* [SET PROBLEM]:
Return each line that holds the word "page".
** Start **
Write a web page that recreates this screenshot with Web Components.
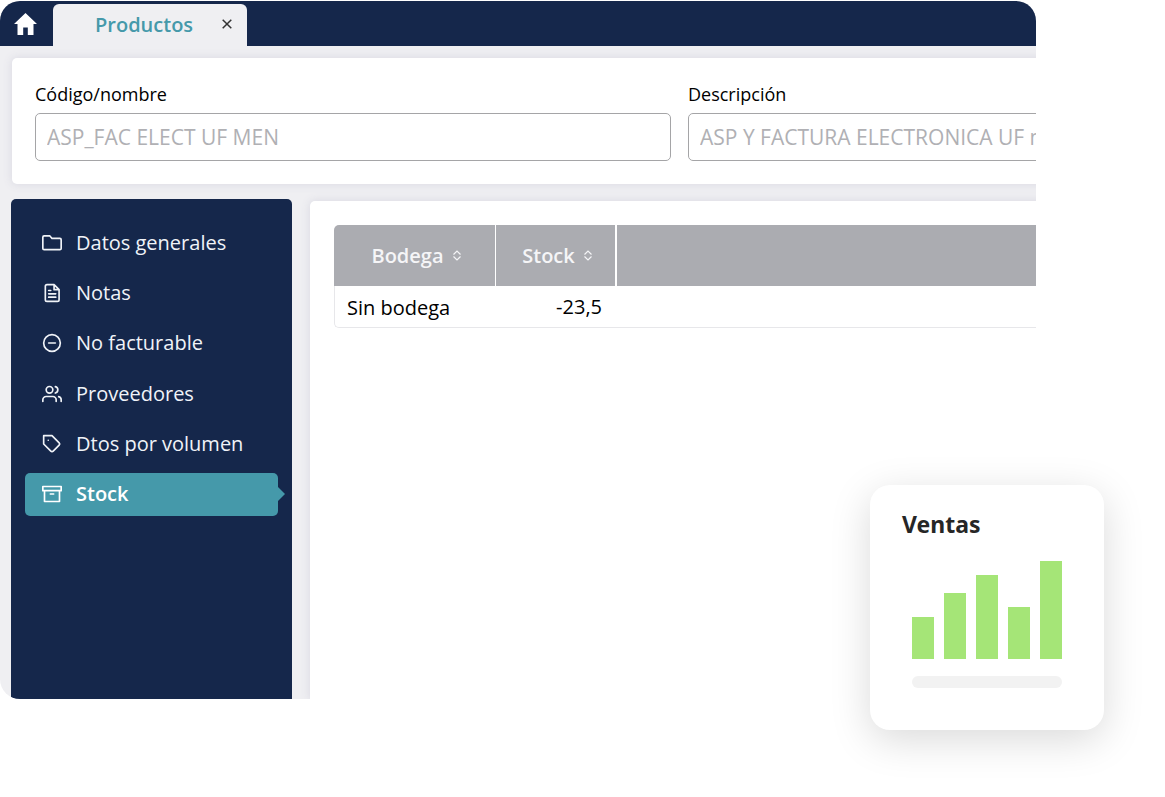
<!DOCTYPE html>
<html lang="es">
<head>
<meta charset="utf-8">
<title>Productos</title>
<style>
html,body{margin:0;background:#fff}
body{font-family:"Open Sans","Noto Sans",sans-serif;font-size:20px;line-height:28px;color:#000}
</style>
</head>
<body>
<product-page></product-page>
<script>
const define = (name, html) => customElements.define(name, class extends HTMLElement {
  constructor() {
    super();
    const t = document.createElement('template');
    t.innerHTML = '<style>*{box-sizing:border-box}:host{display:block;box-sizing:border-box}</style>' + html;
    this.attachShadow({mode: 'open'}).append(t.content.cloneNode(true));
  }
});

define('app-tabs', `
<style>
:host{background:#15274b;height:45px;padding-top:3px}
.bar{display:flex;height:42px}
.home{width:53px;display:grid;place-items:center start;padding:0 0 3px 14px;color:#fff}
.tab{width:194px;display:grid;grid-template-columns:1fr 13px;align-items:center;padding:0 14px 0 42px;background:#efeff2;border-radius:6px 6px 0 0}
a{color:#4599aa;font-weight:600;text-decoration:none}
button{border:0;background:none;padding:0;height:24px;display:grid;place-items:start center;padding-top:6px;color:#333}
svg{display:block}
</style>
<div class="bar">
<a class="home" href="#inicio" aria-label="Inicio"><svg width="23" height="22" viewBox="0 0 23 22" fill="currentColor"><path d="M11.500 0 23 11H19.500V22H13.800V14.500H9.200V22H3.500V11H0Z"/></svg></a>
<div class="tab"><a href="#productos">Productos</a><button aria-label="Cerrar"><svg width="10" height="10" viewBox="0 0 10 10" stroke="currentColor" stroke-width="1.500"><path d="M.7.7 9.300 9.300M9.300.7.7 9.300"/></svg></button></div>
</div>`);

define('panel-card', `
<style>:host{background:#fff;border-radius:5px;box-shadow:0 0 8px 1px #dcdbe4}</style><slot></slot>`);

customElements.define('text-field', class extends HTMLElement {
  constructor() {
    super();
    this.attachShadow({mode: 'open'}).innerHTML = `
<style>
:host{display:block}
label{display:block;font-size:18px;line-height:26px;margin-bottom:6px}
input{display:block;box-sizing:border-box;width:100%;height:48px;border:1px solid #a5a5a7;border-radius:5px;padding:0 11px;background:#fff;font:inherit;font-size:21px;color:#b0b0b4;outline:0}
</style><label for="f"></label><input id="f" readonly>`;
  }
  connectedCallback() {
    this.shadowRoot.querySelector('label').textContent = this.getAttribute('label');
    this.shadowRoot.querySelector('input').value = this.getAttribute('value');
  }
});

define('menu-item', `
<style>
a{display:flex;align-items:center;gap:14px;height:43px;padding:0 17px;border-radius:5px;color:#f0f3f8;text-decoration:none;position:relative}
:host([active]) a{background:#4599aa;color:#fff;font-weight:600}
:host([active]) a::after{content:"";position:absolute;left:100%;top:50%;margin-top:-7px;border:7px solid transparent;border-left-color:#4599aa;border-right:0}
::slotted(svg){width:20px;height:20px;flex:none;fill:none;stroke:currentColor;stroke-width:2;stroke-linecap:round;stroke-linejoin:round}
</style>
<a href="#"><slot name="icon"></slot><slot></slot></a>`);

define('side-menu', `
<style>
:host{background:#15274b;border-radius:5px 5px 0 0;padding:22px 14px}
nav{display:flex;flex-direction:column;justify-content:space-between;height:295px}
</style>
<nav>
<menu-item><svg slot="icon" viewBox="0 0 24 24"><path d="M2.500 3.500h7l2.500 3h9.500a1.500 1.500 0 0 1 1.500 1.500v10.500a1.500 1.500 0 0 1-1.500 1.500H2.500A1.500 1.500 0 0 1 1 18.500V5A1.500 1.500 0 0 1 2.500 3.500Z"/></svg>Datos generales</menu-item>
<menu-item><svg slot="icon" viewBox="0 0 24 24"><path d="M14.500 2H6a2 2 0 0 0-2 2v16a2 2 0 0 0 2 2h12.500a2 2 0 0 0 2-2V8Z M14.500 2v6h6 M8 9h2.500M8 13h8.500M8 17h8.500"/></svg>Notas</menu-item>
<menu-item><svg slot="icon" viewBox="0 0 24 24"><circle cx="12" cy="12" r="10"/><path d="M8 12h8"/></svg>No facturable</menu-item>
<menu-item><svg slot="icon" viewBox="0 0 24 24"><path d="M17 21v-2a4 4 0 0 0-4-4H5a4 4 0 0 0-4 4v2M23 21v-2a4 4 0 0 0-3-3.870M16 3.130a4 4 0 0 1 0 7.750"/><circle cx="9" cy="7" r="4"/></svg>Proveedores</menu-item>
<menu-item><svg slot="icon" viewBox="0 0 24 24"><path d="M20.590 13.410l-7.170 7.170a2 2 0 0 1-2.830 0L2 12V2h10l8.590 8.590a2 2 0 0 1 0 2.820ZM7.500 7.500h.01"/></svg>Dtos por volumen</menu-item>
<menu-item active><svg slot="icon" viewBox="0 0 24 24"><path d="M21 8v13H3V8M1 3h22v5H1ZM10 12h4"/></svg>Stock</menu-item>
</nav>`);

define('stock-table', `
<style>
:host{padding:24px}
table{width:100%;border-collapse:separate;border-spacing:0;table-layout:fixed}
.c1{width:162px}.c2{width:121px}
th{height:61px;padding:0;background:#abacb1;color:#f5f5f7;font-weight:600;border-right:1px solid #fff}
th:nth-child(2){border-right-width:2px}
th:first-child{border-radius:5px 0 0 0}
th:last-child,td:last-child{border-right:0}
button{display:flex;align-items:center;justify-content:center;gap:9px;width:100%;border:0;padding:0 0 0 3px;background:none;color:inherit;font:inherit}
td{height:42px;padding:2px 12px 0;border-bottom:1px solid #e7e7ea;text-align:left}
td:first-child{border-left:1px solid #e7e7ea;border-radius:0 0 0 5px}
td.n{text-align:right;padding:0 15px 0 0}
svg{fill:none;stroke:currentColor;stroke-width:1.200}
</style>
<table>
<colgroup><col class="c1"><col class="c2"><col></colgroup>
<thead><tr><th><button>Bodega <svg width="8" height="11" viewBox="0 0 8 11"><path d="M.5 4.500 4 1 7.500 4.500M.5 6.500 4 10 7.500 6.500"/></svg></button></th><th><button>Stock <svg width="8" height="11" viewBox="0 0 8 11"><path d="M.5 4.500 4 1 7.500 4.500M.5 6.500 4 10 7.500 6.500"/></svg></button></th><th></th></tr></thead>
<tbody><tr><td>Sin bodega</td><td class="n">-23,5</td><td></td></tr></tbody>
</table>`);

define('app-window', `
<style>
:host{display:flex;flex-direction:column;overflow:hidden;border-radius:20px 20px 0 20px;background:#efeff2}
.work{flex:1;display:flex;flex-direction:column;gap:15px;padding:12px 11px 0 12px;width:calc(100% + 322px)}
.fields{display:grid;grid-template-columns:1fr 1fr;gap:17px;padding:23px 23px 23px}
.body{flex:1;display:grid;grid-template-columns:281px 1fr;gap:18px;margin-left:-1px}
.table{margin-top:2px;border-radius:5px 5px 0 0}
</style>
<app-tabs></app-tabs>
<div class="work">
<panel-card><div class="fields"><text-field label="Código/nombre" value="ASP_FAC ELECT UF MEN"></text-field><text-field label="Descripción" value="ASP Y FACTURA ELECTRONICA UF mensual"></text-field></div></panel-card>
<div class="body"><side-menu></side-menu><panel-card class="table"><stock-table></stock-table></panel-card></div>
</div>`);

define('sales-card', `
<style>
:host{width:234px;padding:24px 32px 42px;border-radius:20px;background:#fff;box-shadow:0 10px 40px rgba(0,0,0,.15)}
h2{margin:0;font-family:"Noto Sans",sans-serif;font-size:23px;line-height:30px;font-weight:700;color:#262626}
.chart{display:flex;align-items:flex-end;gap:10px;height:98px;margin:22px 10px 17px}
.chart i{width:22px;background:#a5e577}
.axis{height:12px;margin:0 10px;border-radius:6px;background:#f2f2f2}
</style>
<h2>Ventas</h2>
<div class="chart"><i style="height:42px"></i><i style="height:66px"></i><i style="height:84px"></i><i style="height:52px"></i><i style="height:98px"></i></div>
<div class="axis"></div>`);

define('product-page', `
<style>
:host{display:flex;position:relative;min-height:100vh;padding:1px 129px 98px 0}
app-window{flex:1;min-width:0}
sales-card{position:absolute;right:61px;bottom:67px}
</style>
<app-window></app-window><sales-card></sales-card>`);
</script>
</body>
</html>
** End **
* [TASK RESULT]:
Write a web page that recreates this screenshot with Web Components.
<product-page></product-page>
define('product-page', `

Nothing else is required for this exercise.